Three exhibits at USC Sumter seemed to slip into the artistic arena but are worth the time to view. Two of them, Jackie Wukela's "People and Places" at the University Gallery and DJ "Doc" Hatcher's "Our World in Acrylics" at the Upstairs Gallery, highlight the artists' personal challenges to explore a variety of styles, techniques and mediums.
In her artistic statement, Wukela writes: "My hope is to explore the world of color and light, looking at things we see every day and recording them during a moment of magic."
She succeeds with her portraits - beautifully drawn and full color to add a sense of emotion and characterization. In both "Reggae Dancer" and "Nassau Lady," she uses colored pencil to portray faces that are more than mere portraits. They exude a sense of magical aura. "Mr. Olsen," a graphite, captures the facial features and force of the eyes. In watercolor portrait Nos. 11-15, Wukela's technique is broader. She uses quick black lines underscored by patches of bright color to bring a sense of energy and personality to men named "The Old Turk" and "Mustang Al." In "Afternoon on the Cetina VI (Yellow Boats)," she explores landscapes and the impact of color. Her series of landscapes and pictures of Venice in oil are less vivid but emphasize her curiosity of the impact of shades of the same color and the interplay of elements against one another.

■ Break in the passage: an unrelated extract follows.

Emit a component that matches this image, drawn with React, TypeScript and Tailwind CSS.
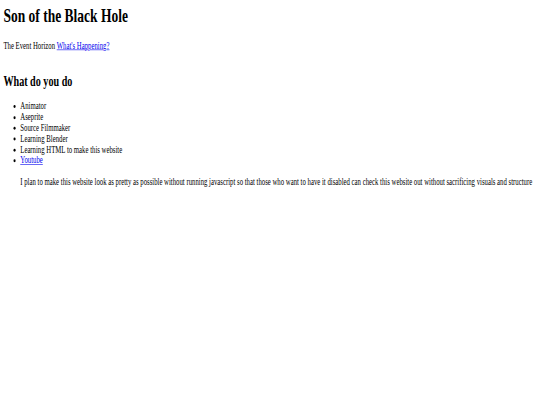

Hatcher's acrylics also reflect exploration of subject matter and technique. His "Blue Dress" is impressionistic and bright, creating the feel of yellow steam against glass to both reveal and hide the elusive female form and the hint of blue. Picture Nos. 2-4 are very "pictoral" and use a limited color range. The monochromatic "Dad Lands" effectively combines light and shade to evoke the strong sense of depth and atmosphere. His portraits are clearly drawn and seem reserved and composed. In "Beach Girl," Hatcher relies on brighter colors to add interest to his composition.
"Through the Eyes of a Child" by Lynda English, partner with Wukela in an art studio in Florence, presents a clear message - the concept of facing the world through the perspective of a child.
The day I attended the gallery, the paintings were numbered, but there was no brochure listing the titles. It was a great experience because I could focus on what the child might be seeing rather than what someone tells me they are seeing. Picture No. 1 starts the exploration with a clear image. The small child is squashed between the legs of adults from all walks of life, as reflected in their clothing. He peers out, but what does he see? Three pictures, especially the placement of Nos. 25 and 26, capture boys of differing ages exploring the marvels of the beach, each at his specific viewpoint. Another boy dressed in a snowsuit (composition No. 13) discovers snow. In picture No. 4, a girl in a red dress rests against a wall as if contemplating what will come next. In No. 20, a young girl peers through tall grass to discover what lies beyond while in No. 9, two girls sit at a window seat reading, the filtering light stressing different degrees of response. A young boy in painting No. 8 follows the path of iridescent bubbles to wherever they may lead him. My personal favorite, however, is picture No. 7. A young boy strides along the water's edge. In the sky, a romantically colored shadow captures him with a club - a mighty warrior, like David gone to face Goliath and the rest of the world. This exhibit alone is worth your time, like a breath of fresh air and a call to get down and see the world.
These three exhibits are free and will remain at their venues until March 30. Viewing hours are from 8:30 a.m. to 5 p.m. Monday-Friday.